The merged entity will command remarkable market concentration, controlling more than 70 per cent of the United Kingdom's television advertising market when accounting for existing third-party contracts that Sky manages, including arrangements for Channel 5. This dominance presents the most formidable regulatory obstacle to deal completion. Authorities tasked with protecting competitive markets and ensuring media plurality will scrutinize whether such concentrated control serves the public interest, particularly given broadcasting's foundational role in democratic discourse. To assuage regulator concerns, Sky may be compelled to divest certain advertising sales contracts, a concession that could materially affect deal economics and strategic benefits.

Culture Secretary Lisa Nandy's recent public statements suggesting receptiveness to media consolidation transactions have altered the political environment surrounding deal approval. Her indication that she might intervene in the proposed Paramount-Warner Bros. combination demonstrates an appetite to shape media outcomes aligned with growth objectives. This stance contrasts with traditional regulatory conservatism and suggests the government prioritizes consolidation that strengthens domestic champions against foreign competitors. Nevertheless, regulatory bodies retain substantial independence, and formal approval remains uncertain despite signals of political tolerance.

The combined Sky-ITV enterprise will reach over 20 million households across the United Kingdom, positioning it as a formidable integrated broadcaster spanning free-to-air commercial television, subscription pay television, and streaming services. The group has committed to investment of at least £2.1 billion during the 2028 to 2032 period, underscoring management's confidence in the combined entity's strategic direction. This commitment addresses longstanding concerns about underinvestment in British content production and the risk that consolidated broadcasters prioritize shareholder returns over programming quality.

ITV's shareholders will receive £1.2 billion in immediate cash payment, with an additional earn-out arrangement potentially delivering up to £200 million contingent upon advertising performance during the 2027 financial year. Additionally, ITV will retain ownership of Love Productions, the production company behind "The Great British Bake Off," which will consolidate within the remaining ITV Studios business. This arrangement reflects recognition that ITV's production assets constitute distinct value, separate from its broadcast distribution function. The company has endured a prolonged period of financial underperformance, with equity valuations declining 36 per cent over the preceding five years as the advertising market contracted and audiences migrated toward streaming alternatives.

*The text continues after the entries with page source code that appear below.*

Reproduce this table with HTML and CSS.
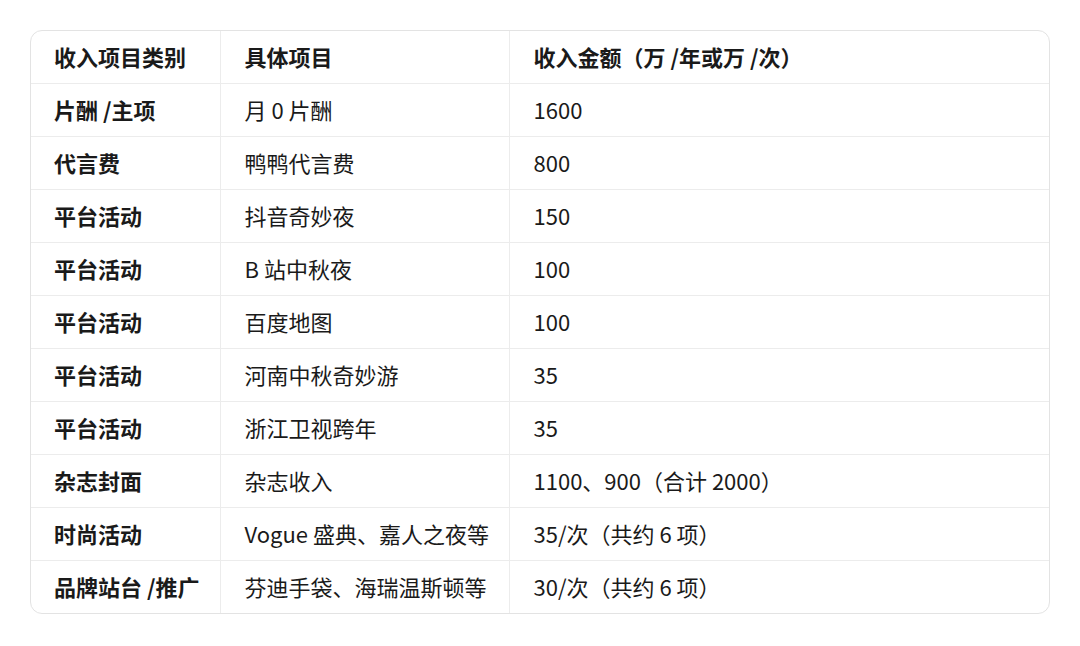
FILE: index.html
```html
<!DOCTYPE html>
<html lang="zh-CN">
<head>
<meta charset="utf-8">
<link rel="stylesheet" href="styles.css">
</head>
<body>
<div class="wrap">
<table class="tbl">
<colgroup><col class="c1"><col class="c2"><col class="c3"></colgroup>
<thead>
<tr><th>收入项目类别</th><th>具体项目</th><th>收入金额（万 /年或万 /次）</th></tr>
</thead>
<tbody>
<tr><td class="k">片酬 /主项</td><td>月 0 片酬</td><td>1600</td></tr>
<tr><td class="k">代言费</td><td>鸭鸭代言费</td><td>800</td></tr>
<tr><td class="k">平台活动</td><td>抖音奇妙夜</td><td>150</td></tr>
<tr><td class="k">平台活动</td><td>B 站中秋夜</td><td>100</td></tr>
<tr><td class="k">平台活动</td><td>百度地图</td><td>100</td></tr>
<tr><td class="k">平台活动</td><td>河南中秋奇妙游</td><td>35</td></tr>
<tr><td class="k">平台活动</td><td>浙江卫视跨年</td><td>35</td></tr>
<tr><td class="k">杂志封面</td><td>杂志收入</td><td>1100、900（合计 2000）</td></tr>
<tr><td class="k">时尚活动</td><td>Vogue 盛典、嘉人之夜等</td><td>35/次（共约 6 项）</td></tr>
<tr><td class="k">品牌站台 /推广</td><td>芬迪手袋、海瑞温斯顿等</td><td>30/次（共约 6 项）</td></tr>
</tbody>
</table>
</div>
</body>
</html>
```
FILE: styles.css
```css
html, body {
  margin: 0;
  padding: 0;
  background: #ffffff;
}
body {
  padding: 30px 30px 0 30px;
  font-family: "Noto Sans CJK SC", "Noto Sans", sans-serif;
  color: #1a1a1a;
}
.wrap {
  width: 1018px;
  border: 1px solid #e3e3e3;
  border-radius: 12px;
  overflow: hidden;
}
.tbl {
  width: 100%;
  border-collapse: collapse;
  table-layout: fixed;
  font-size: 22px;
}
.c1 { width: 189px; }
.c2 { width: 289px; }
.c3 { width: auto; }
.tbl th, .tbl td {
  height: 50px;
  padding: 0 0 2px 24px;
  text-align: left;
  vertical-align: middle;
  border-right: 1px solid #ececec;
  border-bottom: 1px solid #ececec;
  line-height: 24px;
  white-space: nowrap;
}
.tbl th:first-child, .tbl td:first-child { padding-left: 23px; }
.tbl th:last-child, .tbl td:last-child { border-right: none; }
.tbl tbody tr:last-child td { border-bottom: none; }
.tbl th { font-weight: 700; }
.tbl td { font-weight: 400; }
.tbl td.k { font-weight: 700; }
```
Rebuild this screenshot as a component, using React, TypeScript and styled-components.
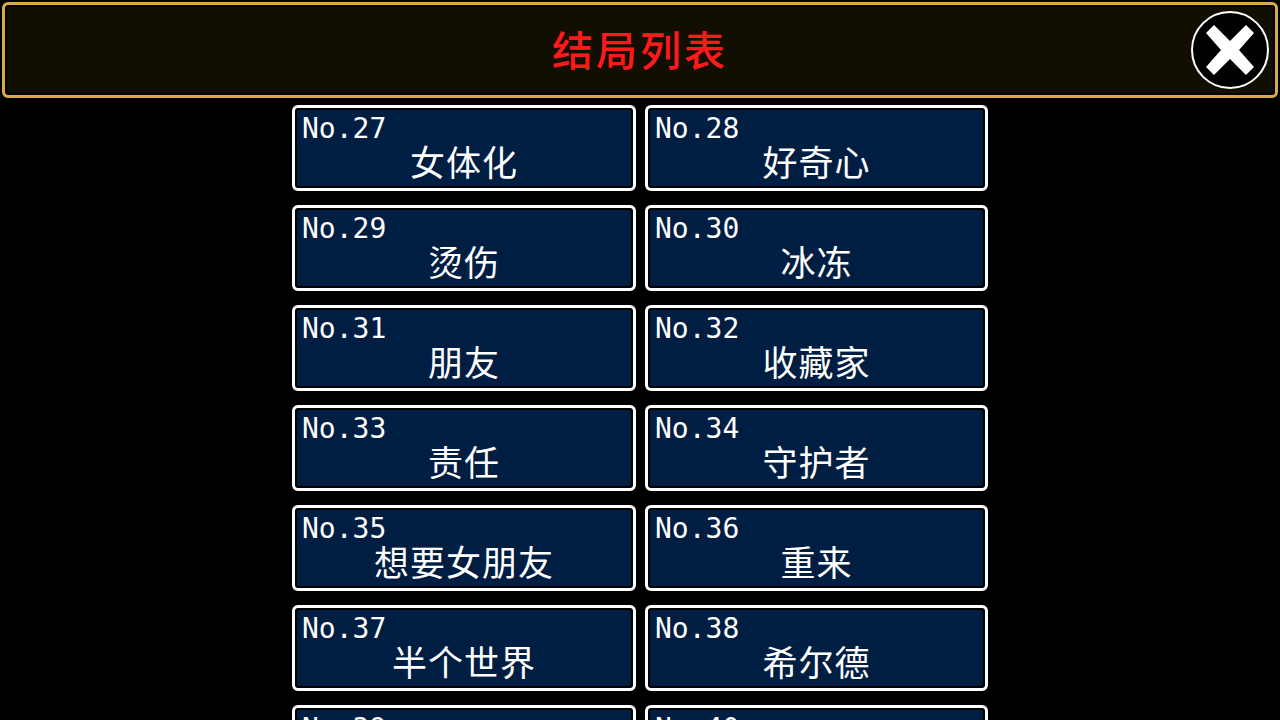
import React from 'react';
import styled, { createGlobalStyle } from 'styled-components';

const endings = [
  { no: 27, name: '女体化' },
  { no: 28, name: '好奇心' },
  { no: 29, name: '烫伤' },
  { no: 30, name: '冰冻' },
  { no: 31, name: '朋友' },
  { no: 32, name: '收藏家' },
  { no: 33, name: '责任' },
  { no: 34, name: '守护者' },
  { no: 35, name: '想要女朋友' },
  { no: 36, name: '重来' },
  { no: 37, name: '半个世界' },
  { no: 38, name: '希尔德' },
  { no: 39, name: '' },
  { no: 40, name: '' },
];

export default function App() {
  return (
    <>
      <GlobalStyle />
      <Screen>
        <Header>
          <HeaderTitle>结局列表</HeaderTitle>
          <CloseButton aria-label="close">
            <svg width="78" height="78" viewBox="0 0 78 78">
              <circle cx="39" cy="39" r="38" fill="#000" stroke="#fff" strokeWidth="2" />
              <path d="M23 14 L39 30 L55 14 L63 22 L48 39 L63 56 L55 64 L39 48 L23 64 L15 56 L30 39 L15 22 Z" fill="#fff" />
            </svg>
          </CloseButton>
        </Header>
        <EndingGrid>
          {endings.map((e) => (
            <EndingCard key={e.no}>
              <EndingNo>No.{e.no}</EndingNo>
              <EndingName>{e.name}</EndingName>
            </EndingCard>
          ))}
        </EndingGrid>
      </Screen>
    </>
  );
}

const GlobalStyle = createGlobalStyle`
  html, body {
    margin: 0;
    padding: 0;
    height: 100%;
    background: #000;
    overflow: hidden;
  }
`;

const Screen = styled.div`
  width: 1280px;
  height: 720px;
  overflow: hidden;
  box-sizing: border-box;
  padding: 2px 2px 0;
  background: #000;
  font-family: "DejaVu Sans Mono", "Noto Sans CJK SC", monospace;
`;

const Header = styled.header`
  position: relative;
  box-sizing: border-box;
  height: 96px;
  display: flex;
  align-items: center;
  justify-content: center;
  padding-bottom: 4px;
  background: #130e02;
  border: 3px solid #d9a94b;
  border-radius: 6px;
  box-shadow: inset 0 0 0 2px #000;
`;

const HeaderTitle = styled.h1`
  margin: 0;
  font-family: "Noto Sans CJK SC", sans-serif;
  font-size: 41px;
  font-weight: 500;
  letter-spacing: 3px;
  line-height: 1;
  color: #ff1a1a;
`;

const CloseButton = styled.button`
  position: absolute;
  top: 6px;
  right: 6px;
  width: 78px;
  height: 78px;
  padding: 0;
  border: 0;
  background: none;
  display: flex;
`;

const EndingGrid = styled.div`
  display: grid;
  grid-template-columns: 344px 343px;
  grid-auto-rows: 86px;
  column-gap: 9px;
  row-gap: 14px;
  justify-content: center;
  margin-top: 7px;
`;

const EndingCard = styled.div`
  box-sizing: border-box;
  display: flex;
  flex-direction: column;
  padding: 7px 7px 0;
  background: #001d42;
  border: 3px solid #fff;
  border-radius: 6px;
  box-shadow: inset 0 0 0 2px #000;
  color: #fff;
`;

const EndingNo = styled.div`
  font-size: 28px;
  line-height: 28px;
`;

const EndingName = styled.div`
  margin-top: 1px;
  font-family: "Noto Sans CJK SC", sans-serif;
  font-size: 35px;
  font-weight: 400;
  letter-spacing: 1px;
  line-height: 34px;
  text-align: center;
`;
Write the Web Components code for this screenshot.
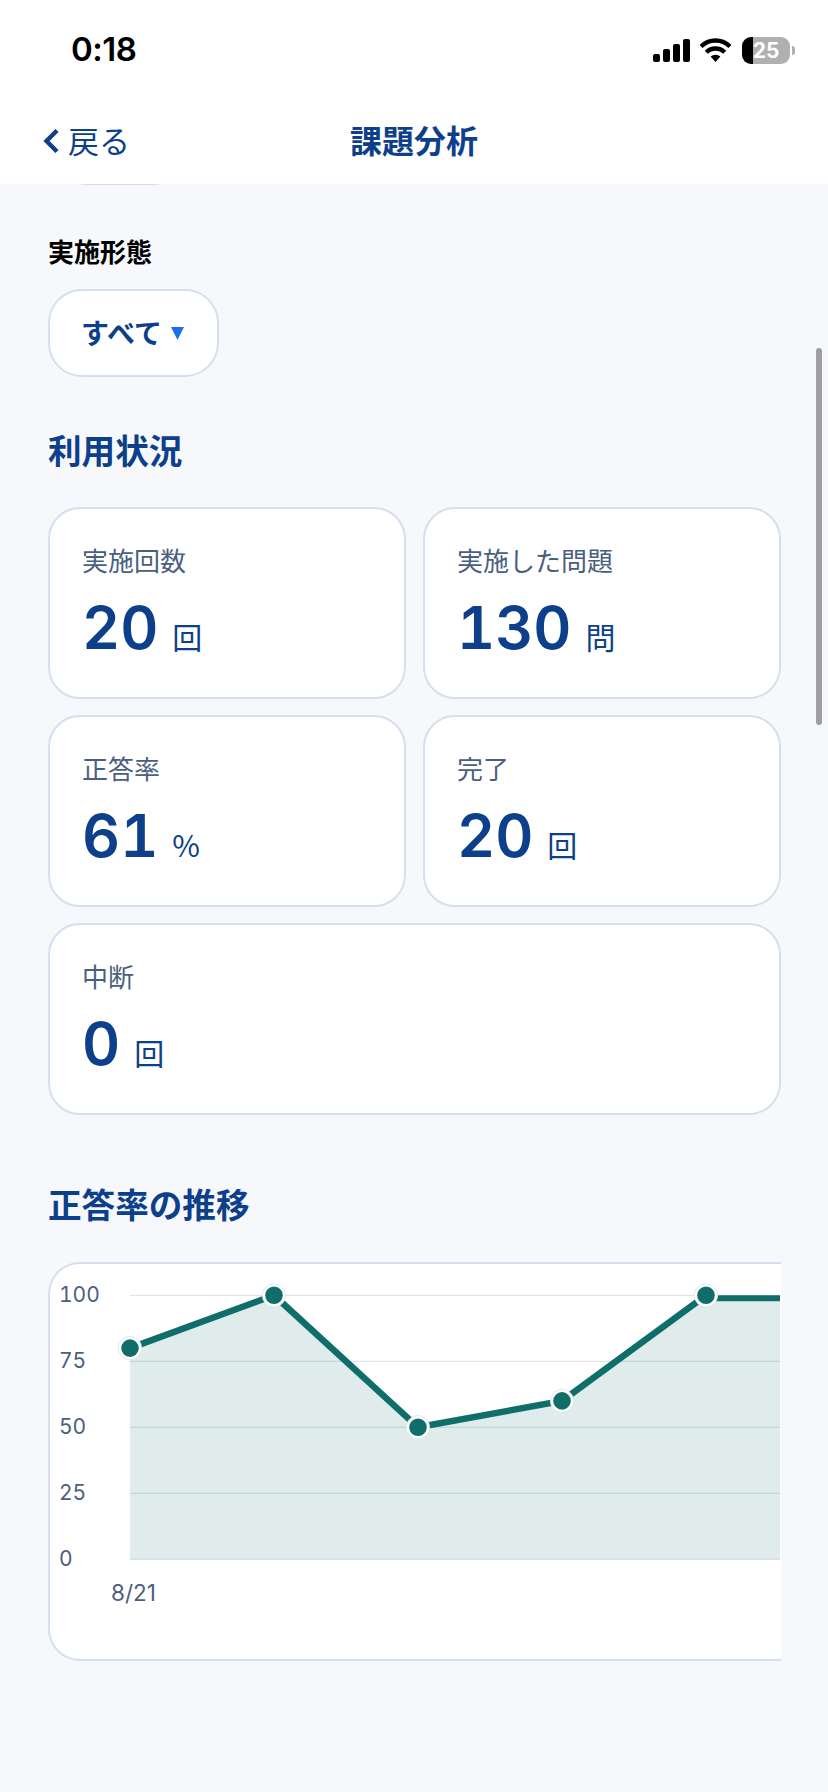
<!DOCTYPE html>
<html lang="ja">
<head>
<meta charset="utf-8">
<title>課題分析</title>
<style>
    html, body { margin: 0; padding: 0; background: #f6f8fc; }
    body { font-family: "Noto Sans CJK JP", sans-serif; }
    main { display: block; padding: 49px 47px 0 48px; }
</style>
</head>
<body>
<status-bar time="0:18" battery="25"></status-bar>
<nav-header back="戻る">課題分析</nav-header>
<main>
    <filter-select label="実施形態">すべて</filter-select>
    <section-title top="51" bottom="35">利用状況</section-title>
    <stat-grid>
        <stat-card label="実施回数" unit="回">20</stat-card>
        <stat-card label="実施した問題" unit="問">130</stat-card>
        <stat-card label="正答率" unit="%">61</stat-card>
        <stat-card label="完了" unit="回">20</stat-card>
        <stat-card label="中断" unit="回" wide>0</stat-card>
    </stat-grid>
    <section-title top="67" bottom="36">正答率の推移</section-title>
    <trend-chart></trend-chart>
</main>
<scroll-thumb></scroll-thumb>

<script>
class StatusBar extends HTMLElement {
    constructor() {
        super();
        this.shadowDOM = this.attachShadow({mode: "open"});
    }

    connectedCallback() {
        this.shadowDOM.innerHTML = `
            <style>
                :host {
                    display: flex;
                    align-items: center;
                    justify-content: space-between;
                    height: 100px;
                    padding: 0 33px 0 71px;
                    box-sizing: border-box;
                    background: #fff;
                }
                .time {
                    font: 600 33px/40px Inter, sans-serif;
                    color: #000;
                    letter-spacing: -0.5px;
                    margin-top: -2px;
                }
                .icons {
                    display: flex;
                    align-items: center;
                    gap: 10px;
                }
                svg { display: block; }
                .battery {
                    display: flex;
                    align-items: center;
                    justify-content: center;
                    width: 48px;
                    height: 27px;
                    margin-left: 1px;
                    border-radius: 9px;
                    background: linear-gradient(90deg, #000 11px, #b0b0b0 11px);
                    font: 700 21px/27px Inter, sans-serif;
                    color: #fff;
                }
                .nub {
                    width: 3px;
                    height: 9px;
                    margin-left: -8px;
                    border-radius: 0 3px 3px 0;
                    background: #b0b0b0;
                }
            </style>
            <span class="time">${this.getAttribute("time")}</span>
            <div class="icons">
                <svg width="37" height="23" viewBox="0 0 37 23" fill="#000">
                    <rect x="0" y="15" width="7" height="8" rx="2"/>
                    <rect x="10" y="10" width="7" height="13" rx="2"/>
                    <rect x="20" y="5" width="7" height="18" rx="2"/>
                    <rect x="30" y="0" width="7" height="23" rx="2"/>
                </svg>
                <svg width="31" height="24" viewBox="0 0 31 24">
                    <path d="M15.5 24 L10.6 18.6 A7.2 7.2 0 0 1 20.4 18.6 Z" fill="#000"/>
                    <path d="M6.3 14.3 A13 13 0 0 1 24.7 14.3" fill="none" stroke="#000" stroke-width="4.4"/>
                    <path d="M1 8.5 A20.5 20.5 0 0 1 30 8.5" fill="none" stroke="#000" stroke-width="4.4"/>
                </svg>
                <span class="battery">${this.getAttribute("battery")}</span>
                <span class="nub"></span>
            </div>`;
    }
}

class NavHeader extends HTMLElement {
    constructor() {
        super();
        this.shadowDOM = this.attachShadow({mode: "open"});
    }

    connectedCallback() {
        this.shadowDOM.innerHTML = `
            <style>
                :host {
                    display: grid;
                    grid-template-columns: 1fr auto 1fr;
                    align-items: center;
                    position: relative;
                    height: 84px;
                    padding: 0 43px 5px;
                    box-sizing: border-box;
                    background: #fff;
                    color: #0d3f8a;
                }
                .back {
                    display: flex;
                    align-items: center;
                    gap: 9px;
                    font-size: 31px;
                    line-height: 40px;
                }
                .back svg { display: block; margin-top: 3px; }
                .title {
                    font-size: 32px;
                    line-height: 40px;
                    font-weight: 700;
                    margin-top: -2px;
                }
                .edge {
                    position: absolute;
                    left: 76px;
                    bottom: -1px;
                    width: 88px;
                    height: 1px;
                    background: linear-gradient(90deg, #f6f8fc, #d5dfee 12%, #d5dfee 88%, #f6f8fc);
                }
            </style>
            <div class="back">
                <svg width="16" height="24" viewBox="0 0 16 24" fill="none" stroke="#0d3f8a" stroke-width="4.4">
                    <path d="M14 1.5 L3.5 12 L14 22.5"/>
                </svg>
                <span>${this.getAttribute("back")}</span>
            </div>
            <div class="title"><slot></slot></div>
            <span class="edge"></span>`;
    }
}

class FilterSelect extends HTMLElement {
    constructor() {
        super();
        this.shadowDOM = this.attachShadow({mode: "open"});
    }

    connectedCallback() {
        this.shadowDOM.innerHTML = `
            <style>
                :host { display: block; }
                .label {
                    font-size: 26px;
                    line-height: 36px;
                    font-weight: 700;
                    color: #000;
                    margin-bottom: 20px;
                }
                .box {
                    display: inline-flex;
                    align-items: center;
                    gap: 9px;
                    height: 88px;
                    padding: 0 33px 2px 31px;
                    box-sizing: border-box;
                    background: #fff;
                    border: 2px solid #d5dfee;
                    border-radius: 34px;
                    font-size: 28px;
                    font-weight: 700;
                    color: #0d3f8a;
                }
                .arrow { display: block; margin-top: 2px; }
            </style>
            <div class="label">${this.getAttribute("label")}</div>
            <div class="box">
                <slot></slot>
                <svg class="arrow" width="13" height="13" viewBox="0 0 13 13"><path d="M0 0 H13 L6.5 13 Z" fill="#1f6fec"/></svg>
            </div>`;
    }
}

class SectionTitle extends HTMLElement {
    constructor() {
        super();
        this.shadowDOM = this.attachShadow({mode: "open"});
    }

    connectedCallback() {
        this.shadowDOM.innerHTML = `
            <style>
                :host {
                    display: block;
                    margin: ${this.getAttribute("top")}px 0 ${this.getAttribute("bottom")}px;
                    font-size: 33.6px;
                    line-height: 44px;
                    font-weight: 700;
                    color: #0d3f8a;
                }
            </style>
            <slot></slot>`;
    }
}

class StatGrid extends HTMLElement {
    constructor() {
        super();
        this.shadowDOM = this.attachShadow({mode: "open"});
    }

    connectedCallback() {
        this.shadowDOM.innerHTML = `
            <style>
                :host {
                    display: grid;
                    grid-template-columns: 1fr 1fr;
                    gap: 16px 17px;
                }
            </style>
            <slot></slot>`;
    }
}

class StatCard extends HTMLElement {
    constructor() {
        super();
        this.shadowDOM = this.attachShadow({mode: "open"});
    }

    connectedCallback() {
        this.shadowDOM.innerHTML = `
            <style>
                :host {
                    display: block;
                    height: 192px;
                    padding: 33px 32px 0;
                    box-sizing: border-box;
                    background: #fff;
                    border: 2px solid #d5dfee;
                    border-radius: 32px;
                    ${this.hasAttribute("wide") ? "grid-column: 1 / -1;" : ""}
                }
                .label {
                    font-size: 26px;
                    line-height: 36px;
                    color: #4a5f80;
                }
                .value {
                    display: flex;
                    align-items: baseline;
                    gap: 14px;
                    margin-top: 14px;
                    color: #0d3f8a;
                }
                .num {
                    font: 600 59px/72px Inter, sans-serif;
                    font-variant-numeric: tabular-nums;
                }
                .unit {
                    font: 400 30px/40px "Noto Sans CJK JP", sans-serif;
                }
            </style>
            <div class="label">${this.getAttribute("label")}</div>
            <div class="value">
                <span class="num"><slot></slot></span>
                <span class="unit">${this.getAttribute("unit")}</span>
            </div>`;
    }
}

class TrendChart extends HTMLElement {
    constructor() {
        super();
        this.shadowDOM = this.attachShadow({mode: "open"});
    }

    connectedCallback() {
        // x starts 80px into the card, each point 144px on; y 100 -> 31.3, y 0 -> 295.3
        const toY = v => 31.3 + (100 - v) * 2.64;
        const values = [80, 100, 50, 60, 100];
        const pts = values.map((v, i) => [80 + i * 144, toY(v)]);
        const line = pts.map(p => p.join(",")).join(" ");
        const grid = [100, 75, 50, 25, 0].map(v => `
            <line x1="80" x2="732" y1="${toY(v)}" y2="${toY(v)}" stroke="#d5dfe8" stroke-width="1"/>
            <text x="9" y="${toY(v) + 7}">${v}</text>`).join("");
        const dots = pts.map(p => `
            <circle cx="${p[0]}" cy="${p[1]}" r="11.7" fill="#fff" stroke="#cfe3e1" stroke-width="0.7"/>
            <circle cx="${p[0]}" cy="${p[1]}" r="8.8" fill="#0f6e6a"/>`).join("");

        this.shadowDOM.innerHTML = `
            <style>
                :host {
                    display: block;
                    height: 399px;
                    box-sizing: border-box;
                    background: #fff;
                    border: 2px solid #d5dfee;
                    border-right: 0;
                    border-radius: 32px 0 0 32px;
                    overflow: hidden;
                }
                svg { display: block; }
                text {
                    font: 400 21px Inter, sans-serif;
                    font-variant-numeric: tabular-nums;
                    fill: #4a5f80;
                }
                .date { font-size: 22.5px; font-variant-numeric: normal; }
            </style>
            <svg width="730" height="395" viewBox="0 0 730 395">
                ${grid}
                <polygon points="${line} 656,34.3 732,34.3 732,295.3 80,295.3" fill="#0f6e6a" fill-opacity="0.13"/>
                <polyline points="${line}" fill="none" stroke="#0f6e6a" stroke-width="6.5"/>
                <line x1="656" x2="732" y1="34.3" y2="34.3" stroke="#0f6e6a" stroke-width="6"/>
                ${dots}
                <text class="date" x="61" y="337">8/21</text>
            </svg>`;
    }
}

class ScrollThumb extends HTMLElement {
    constructor() {
        super();
        this.shadowDOM = this.attachShadow({mode: "open"});
    }

    connectedCallback() {
        this.shadowDOM.innerHTML = `
            <style>
                :host {
                    position: absolute;
                    left: 816px;
                    top: 348px;
                    width: 6px;
                    height: 377px;
                    border-radius: 3px;
                    background: #9f9f9f;
                }
            </style>`;
    }
}

customElements.define("status-bar", StatusBar);
customElements.define("nav-header", NavHeader);
customElements.define("filter-select", FilterSelect);
customElements.define("section-title", SectionTitle);
customElements.define("stat-grid", StatGrid);
customElements.define("stat-card", StatCard);
customElements.define("trend-chart", TrendChart);
customElements.define("scroll-thumb", ScrollThumb);
</script>
</body>
</html>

Under the proposed structure, ITV will metamorphose into a standalone production company, manufacturing programming for the combined ITV-Sky platform alongside external commissions from rival broadcasters and streamers globally. This vertical separation mirrors industry patterns emerging elsewhere, where production and distribution functions separate to optimize efficiency and reduce conflicts of interest. ITV's existing portfolio demonstrates proven capacity to generate internationally competitive content, with recent commissions including "Rivals" for Disney and "The Reluctant Traveller" for Apple TV, establishing credibility beyond domestic boundaries.

Sky's corporate lineage traces to its founding by Rupert Murdoch in 1989, when satellite television represented cutting-edge distribution technology. Murdoch's son James held influential positions within Sky management for many years, embedding the company within the broader Murdoch media ecosystem. However, Comcast's acquisition of Sky in 2018 severed these family connections and repositioned the company within American corporate stewardship. Comcast itself has undergone strategic recalibration, announcing plans in June to separate its media portfolio, including NBCUniversal and Sky, from its cable operations, reflecting management's assessment that media assets merit standalone status given distinct investment characteristics.

For Malaysian and Southeast Asian observers, this transaction illustrates the inexorable consolidation pressuring traditional broadcasters globally. Regional television operators, including those in Malaysia, Thailand, and Indonesia, face comparable pressures as streaming platforms expand footprint and audiences fragment across digital channels. The successful completion of the Sky-ITV merger would validate consolidation as a viable survival strategy for incumbents, potentially catalyzing comparable transactions across Asia-Pacific. Conversely, regulatory rejection would demonstrate that antitrust authorities maintain capacity to resist concentration, even when technological disruption creates economic hardship for incumbent firms.

The transaction will inevitably attract intense scrutiny from Parliament, regulators, and media commentators concerned about media concentration, editorial independence, and content diversity. Strong's assurance that "ITV will remain a public service broadcaster at the heart of British life" attempts to address plurality concerns, but implementation mechanisms and enforcement remain undefined. The merged company's obligations to produce distinctly British programming and serve underserved audiences will require ongoing monitoring and potential regulatory intervention.

Beyond regulatory approval, the transaction's success depends upon management's ability to integrate divergent corporate cultures and operational systems. Sky's subscription model contrasts sharply with ITV's advertising dependence, requiring sophisticated product development to leverage complementary strengths. Content acquisition strategies, technology platforms, and customer engagement approaches differ substantially, necessitating complex reconciliation. Execution risk remains material despite apparent strategic logic.

The deal represents a defensive response to structural industry transformation rather than a growth initiative grounded in expanding addressable markets. Traditional television audiences, particularly younger demographics aged 16 to 24, continue shifting toward streaming and YouTube. No consolidation transaction can reverse this secular trend, though merger proponents argue that integrated platforms can capture greater share of fragmenting attention and advertising budgets. Success ultimately depends upon management's capacity to establish compelling differentiated offerings and invest sufficiently in original content capable of competing against Netflix, Amazon, and Disney.